Hand-built schooner arrives in Saint John after trip from Parrsboro
Katie Belle's crew battling flu but didn't encounter any major problems on trip across the Bay of Fundy
The crew of a schooner hand-built in Nova Scotia encountered a rough first crossing of the Bay of Fundy, one made difficult by both high winds and a nasty flu.
"I think the boat tested us out more than anything else," said Evan Densmore, who constructed the 24-metre schooner with his second cousin.
He says at least one crew member had the flu, contributing to some queasy stomachs that may or may not have been seasickness.
"At one point last night we were hitting three-metre swells. The boat was handling it well but it was a little rocky and rolling."
Evan and Nick Densmore were accompanied by their fathers and three friends on the trip between Parrsboro, N.S., and Saint John.
Safety lines needed
Despite the forecast that included wind and rain, they didn't consider turning back.
"I've got a lot of faith in the boat. I literally built the whole thing, so I know every single piece to it. It was a little rougher than we thought it would be but in the end it turned out good," said Evan Densmore.
Three quarters of the way across the Bay of Fundy the wind picked up and waves started crashing across the ship's bow.
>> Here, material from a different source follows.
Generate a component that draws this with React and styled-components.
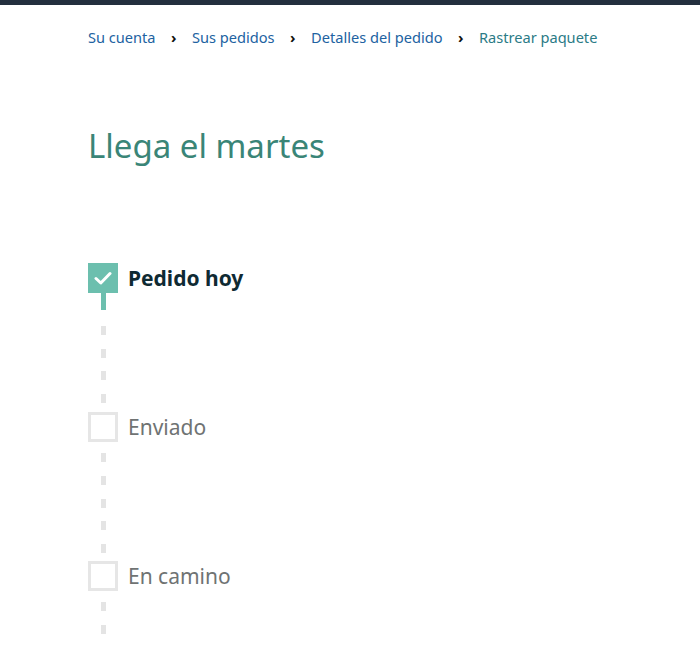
import React from "react";
import styled, { createGlobalStyle } from "styled-components";

const GlobalStyle = createGlobalStyle`
  body {
    margin: 0;
    background: #ffffff;
    font-family: "Noto Sans", "Open Sans", Arial, sans-serif;
  }
`;

const crumbs = ["Su cuenta", "Sus pedidos", "Detalles del pedido", "Rastrear paquete"];

const steps = [
  { label: "Pedido hoy", done: true },
  { label: "Enviado", done: false },
  { label: "En camino", done: false },
];

const App = () => {
  return (
    <Page>
      <GlobalStyle />
      <TopBar />
      <Content>
        <Breadcrumbs>
          {crumbs.map((c, i) => (
            <React.Fragment key={c}>
              {i > 0 && <Sep>›</Sep>}
              <Crumb $current={i === crumbs.length - 1}>{c}</Crumb>
            </React.Fragment>
          ))}
        </Breadcrumbs>

        <Title>Llega el martes</Title>

        <Steps>
          {steps.map((s, i) => (
            <Step key={s.label}>
              <StepRow>
                <Box $done={s.done}>
                  {s.done && (
                    <svg width="18" height="14" viewBox="0 0 18 14">
                      <path
                        d="M2 7.5 L6.8 12 L16 2.5"
                        fill="none"
                        stroke="#ffffff"
                        strokeWidth="3"
                        strokeLinecap="round"
                        strokeLinejoin="round"
                      />
                    </svg>
                  )}
                </Box>
                <Label $done={s.done}>{s.label}</Label>
              </StepRow>
              <Rail $last={i === steps.length - 1}>
                {s.done && <Stem />}
                <Dashes $offset={s.done ? 16 : 11} />
              </Rail>
            </Step>
          ))}
        </Steps>
      </Content>
    </Page>
  );
};

export default App;

const Page = styled.div`
  width: 700px;
  height: 648px;
  overflow: hidden;
`;

const TopBar = styled.div`
  height: 5px;
  background: #232f3e;
`;

const Content = styled.div`
  padding: 0 0 0 88px;
`;

const Breadcrumbs = styled.nav`
  display: flex;
  align-items: center;
  height: 22px;
  margin-top: 21px;
  font-size: 14.6px;
  line-height: 22px;
`;

const Crumb = styled.span`
  color: ${(p) => (p.$current ? "#2b7b86" : "#2162a1")};
  white-space: nowrap;
`;

const Sep = styled.span`
  color: #0f1111;
  font-size: 15px;
  font-weight: 700;
  margin: 0 15.5px;
`;

const Title = styled.h1`
  margin: 78px 0 0;
  font-size: 33px;
  line-height: 40px;
  font-weight: 400;
  color: #3a8577;
`;

const Steps = styled.div`
  display: flex;
  flex-direction: column;
  margin-top: 97px;
`;

const Step = styled.div`
  display: flex;
  flex-direction: column;
`;

const StepRow = styled.div`
  display: flex;
  align-items: center;
  gap: 10px;
  height: 30px;
`;

const Box = styled.div`
  box-sizing: border-box;
  width: 30px;
  height: 30px;
  display: flex;
  align-items: center;
  justify-content: center;
  background: ${(p) => (p.$done ? "#6cbfae" : "#ffffff")};
  border: ${(p) => (p.$done ? "none" : "3px solid #e6e6e6")};
`;

const Label = styled.span`
  font-size: 21px;
  line-height: 28px;
  font-weight: ${(p) => (p.$done ? 700 : 400)};
  color: ${(p) => (p.$done ? "#0f2a33" : "#6f7373")};
`;

const Rail = styled.div`
  width: 30px;
  height: ${(p) => (p.$last ? "80px" : "119px")};
  display: flex;
  flex-direction: column;
  align-items: center;
`;

const Stem = styled.div`
  width: 5px;
  height: 17px;
  background: #6cbfae;
`;

const Dashes = styled.div`
  width: 5px;
  flex: 1;
  margin-top: ${(p) => p.$offset}px;
  background: repeating-linear-gradient(
    to bottom,
    #e4e4e4 0 9px,
    transparent 9px 22.75px
  );
`;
While some of the crew tried to sleep on the bunks below deck, others hung on above deck.
"We were walking side to side, rail to rail, going under water, we had a safety line strung from bow to stern and anybody on deck had to have a safety harness on tied off to it," said Nick Densmore. "I know there's one time I would've gone over."
Family waiting on shore
After docking in Saint John about 24 hours after casting off in Nova Scotia, Densmore said he was looking forward to stepping back onto steady ground.
"The boat handled it pretty good. The crew could use a little more practice."
The crossing made for an anxious night for loved ones on land.
Erin Durkee drove to Saint John with her and Evan Densmore's two daughters to greet the ship.
"I don't really think I slept last night at all. I was really nervous," she said. "It's amazing they've been able to accomplish this. It's quite a feat."
The Katie Belle's crew will spend the next few days doing some repairs on the ship — it needs a new hydraulic pump — and they plan to do further sea trials in the Saint John area.
The cousins' shipbuilding days aren't over either. Evan Densmore says eventually they'd like to sell the Katie Belle and build another boat.